Scan the data beneath this task and copy each line that includes "page".

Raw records
* begin *

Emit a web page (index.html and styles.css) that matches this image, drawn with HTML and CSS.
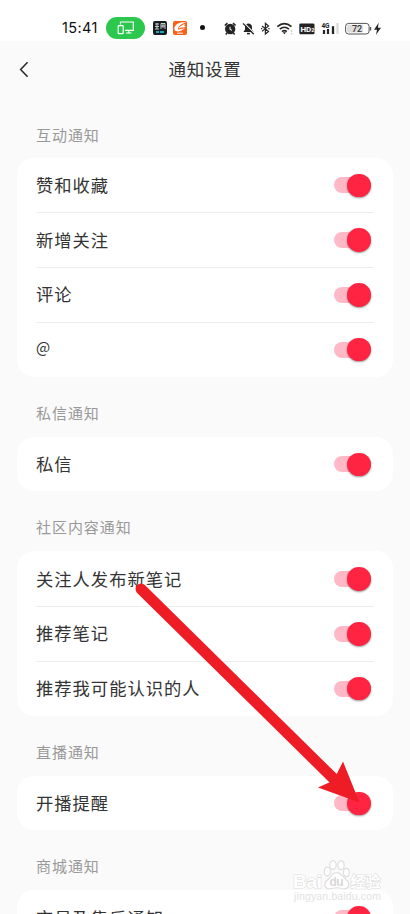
FILE: index.html
```html
<!DOCTYPE html>
<html lang="zh-CN">
<head>
<meta charset="utf-8">
<title>通知设置</title>
<link rel="stylesheet" href="styles.css">
</head>
<body>
<div class="screen">
  <div class="status">
    <span class="clock">15:41</span>
    <span class="cast"><svg width="18" height="14" viewBox="0 0 18 14" fill="none" stroke="#fff" stroke-width="1.2"><path d="M3.5 3.5V1H16.3V9.3H8M9 12H14.5M11.8 9.5V12"/><rect x="1.2" y="4.6" width="5" height="8" rx=".7"/></svg></span>
    <svg class="app-one" width="14" height="14" viewBox="0 0 14 14"><rect width="14" height="14" rx="2" fill="#171d20"/><path d="M2 3H6M2 5.5H6M4 2V8M2 8H6M8 2.5H12V8M8 2.5V8M8 5H12M10 3V7" stroke="#d9e0e0" stroke-width=".9" fill="none"/><path d="M3 11H6M7 11H11" stroke="#18a9bd" stroke-width="2"/></svg>
    <svg class="app-two" width="14" height="14" viewBox="0 0 14 14"><rect width="14" height="14" rx="2" fill="#fa6017"/><path d="M13 1.5C7 .5 2 3 1.3 7.5 1 10 4.5 11.3 8 9.8L12.5 7 8.5 8 5 8.5C5 5.5 8 3 13 1.5Z" fill="#fff"/><path d="M6 7L11.5 3.5 9.5 6 12.5 5.5" stroke="#fff" stroke-width="1.2" fill="none"/><path d="M4 12.2H10" stroke="#fff" stroke-width="1"/></svg>
    <span class="dot"></span>
    <svg class="system" width="160" height="18" viewBox="222 18 160 18">
      <g fill="none" stroke="#242424">
        <circle cx="230.2" cy="28" r="4.5" fill="#242424" stroke-width="1.3"/>
        <path d="M224.8 24.5L227.4 22.2M235.6 24.5L233 22.2M227 32L225.8 33.4M233.4 32L234.6 33.4" stroke-width="1.6"/>
        <path d="M230 25.8V28.4L232 29.3" stroke="#fff" stroke-width="1"/>
        <path d="M243.4 31H253.6L252 28.5V26C252 21.3 245 21.3 245 26V28.5Z" fill="#242424" stroke="none"/>
        <path d="M247 32.6H250" stroke-width="1.5"/>
        <path d="M244.2 22.2L254.6 32.4" stroke="#fff" stroke-width="1.3"/>
        <path d="M243 22.4L253.8 33.2" stroke-width="1.3"/>
        <path d="M262 25L268.5 30.4 265.4 33V22.3L268.5 25 262 30.4M261 27.7H262.3M268.3 27.7H269.6" stroke-width="1.2"/>
        <path d="M277.3 25.6Q284.4 19.5 291.5 25.6M279.8 28.2Q284.4 24.3 289 28.2M282 30.6Q284.4 28.7 286.8 30.6" stroke-width="1.6"/>
        <path d="M282.7 31.2H286.1L284.4 33.2Z" fill="#242424" stroke="none"/>
        <path d="M291.6 29V31M291.6 32V33.5" stroke="#c8c8c8" stroke-width="1.3"/>
        <rect x="299.3" y="22.4" width="15.2" height="10.9" rx="1.3" fill="#242424" stroke="none"/>
        <path d="M324 29V33M328 28V33" stroke-width="2.2"/>
        <path d="M333 25.2V33" stroke-width="2.3"/>
        <path d="M337.5 22V33" stroke="#dadada" stroke-width="2.3"/>
        <rect x="345.6" y="22.4" width="23.5" height="10.6" rx="3" stroke="#555" stroke-width="1"/>
        <rect x="347" y="23.8" width="16" height="7.8" rx="1.5" fill="#dedede" stroke="none"/>
        <path d="M370.5 26V29.5" stroke="#555" stroke-width="1.4"/>
        <path d="M378.7 21.8L374 28.8H377L376 33.7 381 26.7H377.9Z" fill="#242424" stroke="none"/>
      </g>
      <text class="hd" x="300.4" y="30.8">HD<tspan class="sub">2</tspan></text>
      <text class="net" x="321.4" y="26.7">4G</text>
      <text class="charge" x="352" y="31.2">72</text>
    </svg>
  </div>
  <header class="nav">
    <svg class="back" width="10" height="17" viewBox="0 0 10 17" fill="none" stroke="#262626" stroke-width="1.5"><path d="M8.6 1.2L1.6 8.5 8.6 15.8"/></svg>
    <h1>通知设置</h1>
  </header>
  <main>
    <h2>互动通知</h2>
    <section class="card">
      <div class="row"><span>赞和收藏</span><i class="switch"></i></div>
      <div class="row"><span>新增关注</span><i class="switch"></i></div>
      <div class="row"><span>评论</span><i class="switch"></i></div>
      <div class="row"><span class="at">@</span><i class="switch"></i></div>
    </section>
    <h2>私信通知</h2>
    <section class="card">
      <div class="row"><span>私信</span><i class="switch"></i></div>
    </section>
    <h2>社区内容通知</h2>
    <section class="card">
      <div class="row"><span>关注人发布新笔记</span><i class="switch"></i></div>
      <div class="row"><span>推荐笔记</span><i class="switch"></i></div>
      <div class="row"><span>推荐我可能认识的人</span><i class="switch"></i></div>
    </section>
    <h2>直播通知</h2>
    <section class="card">
      <div class="row"><span>开播提醒</span><i class="switch"></i></div>
    </section>
    <h2>商城通知</h2>
    <section class="card">
      <div class="row"><span>交易及售后通知</span><i class="switch"></i></div>
    </section>
  </main>
  <svg class="overlay" width="410" height="914" viewBox="0 0 410 914">
    <g class="mark">
      <text class="bai" x="293" y="887.5" textLength="29">Bai</text>
      <ellipse cx="327.3" cy="871.5" rx="3" ry="4.3"/>
      <ellipse cx="333" cy="865" rx="3.2" ry="4.4"/>
      <ellipse cx="341" cy="865.3" rx="3.2" ry="4.4"/>
      <ellipse cx="346.4" cy="872.5" rx="2.9" ry="4.1"/>
      <path d="M336.5 872.5C332 872.5 331.5 877 328 879.5 322 884 325.5 890 331 888.5 335.5 887.5 339 887.5 342 888.5 349 890 351 884 346 879.5 342.5 877 341.5 872.5 336.5 872.5Z"/>
      <text class="du" x="329.5" y="885.8" textLength="14">du</text>
      <text class="jy" x="350.5" y="887" textLength="30">经验</text>
      <text class="url" x="294" y="900" textLength="87">jingyan.baidu.com</text>
    </g>
    <path d="M141 589L338 783" stroke="#ee1c25" stroke-width="11" stroke-linecap="round"/>
    <path d="M359.5 802.5L343 761.5 335.5 776.5 332.5 781 318 787.5Z" fill="#ee1c25"/>
  </svg>
</div>
</body>
</html>
```
FILE: styles.css
```css
* { box-sizing: border-box; }
body { margin: 0; background: #fafafa; }
.screen {
  position: relative;
  width: 410px;
  height: 914px;
  overflow: hidden;
  background: #fafafa;
  color: #333;
  font-family: "Noto Sans CJK SC", sans-serif;
}
.status {
  display: flex;
  align-items: center;
  height: 41px;
  padding: 14px 0 0 62px;
  background: #fff;
}
.clock {
  width: 44px;
  font: 400 14.5px/20px Inter, sans-serif;
  letter-spacing: .4px;
  color: #111;
}
.cast {
  display: flex;
  align-items: center;
  justify-content: center;
  width: 39px;
  height: 22px;
  border-radius: 11px;
  background: #2cc84d;
}
.app-one { margin-left: 8px; }
.app-two { margin-left: 6px; }
.dot {
  width: 5px;
  height: 5px;
  margin: 0 17.5px 0 12.5px;
  border-radius: 50%;
  background: #111;
}
.system { flex: none; }
.hd { font: 700 8px Roboto, sans-serif; fill: #fff; }
.sub { font-size: 5.5px; }
.net { font: 700 6.5px Roboto, sans-serif; fill: #242424; }
.charge { font: 500 9px Roboto, sans-serif; fill: #333; }
.nav {
  display: grid;
  grid-template-columns: 60px 1fr 60px;
  align-items: center;
  height: 56px;
}
.back { margin-left: 19px; }
h1 {
  margin: 0;
  padding-bottom: 2px;
  text-align: center;
  font-size: 17.5px;
  font-weight: 400;
  letter-spacing: .7px;
}
main { padding: 15.5px 17px 0; }
h2 {
  height: 60px;
  margin: 0;
  padding: 13px 19px 0;
  font-size: 15px;
  line-height: 45px;
  font-weight: 400;
  letter-spacing: .95px;
  color: #999;
}
h2:first-child { height: 45px; padding-top: 0; line-height: 43px; }
.card {
  padding: 0 19px;
  border-radius: 17px;
  background: #fff;
}
.row {
  display: flex;
  align-items: center;
  justify-content: space-between;
  height: 54.75px;
  font-size: 17.3px;
  letter-spacing: 1px;
}
.row span { padding-bottom: 1px; }
.row + .row { background: linear-gradient(#ededed, #ededed) 0 0 / 100% 1px no-repeat; }
.row .at { padding-bottom: 5px; font-size: 15px; }
.switch {
  display: flex;
  align-items: center;
  justify-content: flex-end;
  width: 36.5px;
  height: 16px;
  margin-top: 1px;
  margin-right: 3.5px;
  border-radius: 8px;
  background: #ffb9c6;
}
.switch::before {
  content: "";
  flex: none;
  width: 23.4px;
  height: 23.4px;
  border-radius: 50%;
  background: #ff2442;
  box-shadow: 0 1px 2px rgba(0, 0, 0, .4);
}
.overlay { position: absolute; inset: 0; }
.mark { fill: #fff; stroke: #dedede; stroke-width: 1.2; }
.mark text { paint-order: stroke; }
.bai { font: 700 19px "Liberation Sans", sans-serif; }
.du { font: 700 12px "Liberation Sans", sans-serif; fill: #d8d8d8; stroke: none; }
.jy { font: 700 15px "Noto Sans CJK SC", sans-serif; }
.url { font: 400 10.5px "Liberation Sans", sans-serif; fill: #e2e2e2; stroke: none; }
```
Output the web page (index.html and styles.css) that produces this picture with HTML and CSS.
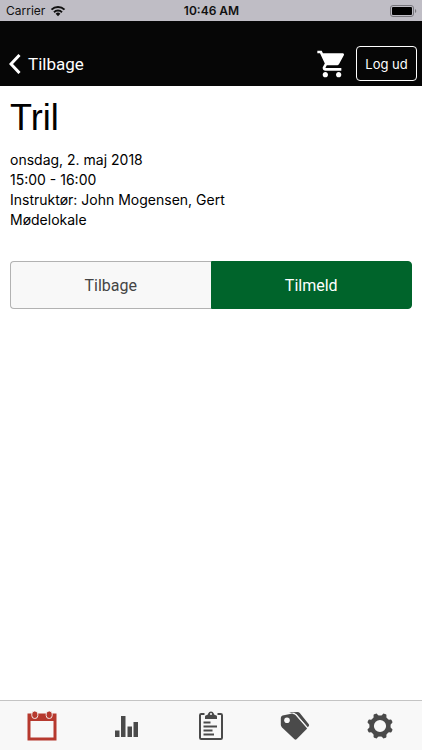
FILE: index.html
```html
<!DOCTYPE html>
<html lang="da">
<head>
<meta charset="utf-8">
<meta name="viewport" content="width=device-width, initial-scale=1">
<title>Tril</title>
<link rel="stylesheet" href="styles.css">
</head>
<body>
<div class="status">
  <div class="carrier">
    <span>Carrier</span>
    <svg width="16" height="12" viewBox="0 0 16 12" aria-hidden="true">
      <g fill="none" stroke="#111" stroke-width="2">
        <path d="M1.500 4.600A9.200 9.200 0 0 1 14.500 4.600"/>
        <path d="M4 7.200A5.700 5.700 0 0 1 12 7.200"/>
      </g>
      <path d="M8 11.200L5.600 8.800A3.400 3.400 0 0 1 10.400 8.800Z" fill="#111"/>
    </svg>
  </div>
  <time class="clock">10:46 AM</time>
  <svg class="battery" width="27" height="12" viewBox="0 0 27 12" aria-hidden="true">
    <rect x=".5" y=".5" width="23" height="11" rx="2.500" fill="none" stroke="#77767c"/>
    <rect x="2" y="2" width="20" height="8" rx="1" fill="#000"/>
    <path d="M25 4a2.200 2.200 0 0 1 0 4z" fill="#77767c"/>
  </svg>
</div>
<header class="navbar">
  <a class="back" href="#">
    <svg width="12" height="20" viewBox="0 0 12 20" aria-hidden="true"><path d="M10.500 1L2 10l8.500 9" fill="none" stroke="#fff" stroke-width="3"/></svg>
    <span>Tilbage</span>
  </a>
  <div class="actions">
    <a class="cart" href="#" aria-label="Kurv">
      <svg width="32" height="32" viewBox="0 0 24 24" aria-hidden="true"><path fill="#fff" d="M7 18c-1.100 0-1.990.9-1.990 2S5.900 22 7 22s2-.9 2-2-.9-2-2-2zM1 2v2h2l3.600 7.590-1.350 2.450c-.16.280-.25.610-.25.960 0 1.100.9 2 2 2h12v-2H7.420c-.14 0-.25-.11-.25-.25l.03-.12.900-1.630h7.450c.75 0 1.410-.41 1.750-1.030l3.580-6.490c.08-.14.120-.31.120-.48 0-.55-.45-1-1-1H5.210l-.94-2H1zm16 16c-1.100 0-1.990.9-1.990 2s.89 2 1.990 2 2-.9 2-2-.9-2-2-2z"/></svg>
    </a>
    <button class="logout" type="button">Log ud</button>
  </div>
</header>
<main class="content">
  <h1>Tril</h1>
  <p class="details">onsdag, 2. maj 2018<br>15:00 - 16:00<br>Instruktør: John Mogensen, Gert<br>Mødelokale</p>
  <div class="choices">
    <button class="choice" type="button">Tilbage</button>
    <button class="choice primary" type="button">Tilmeld</button>
  </div>
</main>
<nav class="tabs">
  <a href="#" aria-label="Kalender" aria-current="page">
    <svg width="30" height="30" viewBox="0 0 30 30" aria-hidden="true">
      <path d="M.5 2.500H29.500V29.500H.5ZM3.500 10V26.500H26.500V10Z" fill="#b6392e" fill-rule="evenodd"/>
      <g fill="#b6392e" stroke="#f8f8f8" stroke-width=".9"><rect x="4.800" y="0" width="6" height="7.500" rx="2.900"/><rect x="19.200" y="0" width="6" height="7.500" rx="2.900"/></g>
    </svg>
  </a>
  <a href="#" aria-label="Statistik">
    <svg width="30" height="30" viewBox="0 0 30 30" aria-hidden="true"><path d="M3 19.500h4.500V26H3zM9 5h4.500v21H9zM15.500 15.500H20V26h-4.500zM21.500 11H26v15h-4.500z" fill="#4a4a4a"/></svg>
  </a>
  <a href="#" aria-label="Bookinger">
    <svg width="30" height="30" viewBox="0 0 30 30" aria-hidden="true">
      <path d="M8.500 3H5.200Q4 3 4 4.200V26.800Q4 28 5.200 28H24.800Q26 28 26 26.800V4.200Q26 3 24.800 3H21.500" fill="none" stroke="#4a4a4a" stroke-width="2"/>
      <path d="M9 8V5.500Q9 4 11 4Q12 3.800 12.200 2.500A3 3 0 0 1 17.800 2.500Q18 3.800 19 4Q21 4 21 5.500V8Z" fill="#4a4a4a"/>
      <circle cx="15" cy="3" r="1" fill="#f8f8f8"/>
      <path d="M7.500 11.500h7M7.500 15.500h13.500M7.500 19.500h9M7.500 23.500h10.500" stroke="#4a4a4a" stroke-width="2"/>
    </svg>
  </a>
  <a href="#" aria-label="Priser">
    <svg width="30" height="30" viewBox="0 0 30 30" aria-hidden="true">
      <path d="M9 1.500L17.500 1Q18.800 1 19.800 2L28.800 13.300Q29.500 14.300 28.700 15.200L27.700 16.200L16.500 3.300Z" fill="#4a4a4a"/>
      <path d="M2.500 4.500L12.500 2.500Q14.500 2.300 15.800 3.700L26.700 16Q27.500 17 26.700 17.900L16.500 28.300Q15.500 29.200 14.500 28.300L2 16.500Q.8 15.200.8 13.500V7Q.8 5 2.500 4.500Z" fill="#4a4a4a"/>
      <path d="M12.500 2.400Q14.500 2.300 15.800 3.700L27.200 16.700" fill="none" stroke="#f8f8f8" stroke-width="1.200"/>
      <circle cx="7" cy="9.200" r="2.800" fill="#f8f8f8"/>
    </svg>
  </a>
  <a href="#" aria-label="Indstillinger">
    <svg width="30" height="30" viewBox="-15 -15 30 30" aria-hidden="true">
      <circle r="8.300" fill="none" stroke="#4a4a4a" stroke-width="4.400"/>
      <g fill="#4a4a4a">
        <path id="tooth" d="M-4-9.200Q-2.200-10.200-2-12Q-1.900-13-.9-13H.9Q1.900-13 2-12Q2.200-10.200 4-9.200Z" transform="rotate(22.500)"/>
        <use href="#tooth" transform="rotate(45)"/><use href="#tooth" transform="rotate(90)"/><use href="#tooth" transform="rotate(135)"/><use href="#tooth" transform="rotate(180)"/><use href="#tooth" transform="rotate(225)"/><use href="#tooth" transform="rotate(270)"/><use href="#tooth" transform="rotate(315)"/>
      </g>
    </svg>
  </a>
</nav>
</body>
</html>
```
FILE: styles.css
```css
* { box-sizing: border-box; }

body {
  margin: 0;
  min-height: 100vh;
  display: flex;
  flex-direction: column;
  background: #fff;
  color: #000;
  font-family: Inter, "Liberation Sans", sans-serif;
}

svg { display: block; }
a { color: inherit; text-decoration: none; }
button { font: inherit; cursor: pointer; }

.status {
  display: grid;
  grid-template-columns: 1fr auto 1fr;
  align-items: center;
  height: 21px;
  padding: 0 5px 0 6px;
  background: #bfbdc5;
  color: #111;
  font-size: 12px;
}

.carrier { display: flex; align-items: center; gap: 5px; }
.clock { font-weight: 600; }
.battery { justify-self: end; }

.navbar {
  display: flex;
  align-items: center;
  justify-content: space-between;
  height: 65px;
  padding: 20px 5px 0 9px;
  background: #060606;
  color: #fff;
}

.back {
  display: flex;
  align-items: center;
  gap: 7px;
  font-family: Roboto, Inter, sans-serif;
  font-size: 17px;
}

.actions { display: flex; align-items: center; gap: 8px; }

.logout {
  width: 61px;
  height: 35px;
  padding: 0;
  border: 1px solid #fff;
  border-radius: 4px;
  background: transparent;
  color: #fff;
  font-size: 13px;
}

.content { flex: 1; padding: 10px 10px; }

h1 {
  margin: 0 0 10px;
  font-family: "Liberation Sans", Arial, sans-serif;
  font-size: 36px;
  line-height: 44px;
  font-weight: 400;
}

.details { margin: 0 0 31px; font-size: 14px; line-height: 20px; }

.choices { display: flex; }

.choice {
  flex: 1;
  height: 48px;
  padding: 0;
  border: 1px solid #b2b2b2;
  border-right: 0;
  border-radius: 4px 0 0 4px;
  background: #f8f8f8;
  color: #444;
  font-family: Roboto, Inter, sans-serif;
  font-size: 16px;
}

.choice.primary {
  border: 1px solid #00642b;
  border-radius: 0 4px 4px 0;
  background: #00642b;
  color: #fff;
}

.tabs {
  display: flex;
  height: 50px;
  border-top: 1px solid #c4c4c4;
  background: #f8f8f8;
}

.tabs a { flex: 1; display: flex; align-items: center; justify-content: center; }
```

* end *

* EXERCISE RESPONSE *
Emit a web page (index.html and styles.css) that matches this image, drawn with HTML and CSS.
Output the web page (index.html and styles.css) that produces this picture with HTML and CSS.
  <a href="#" aria-label="Kalender" aria-current="page">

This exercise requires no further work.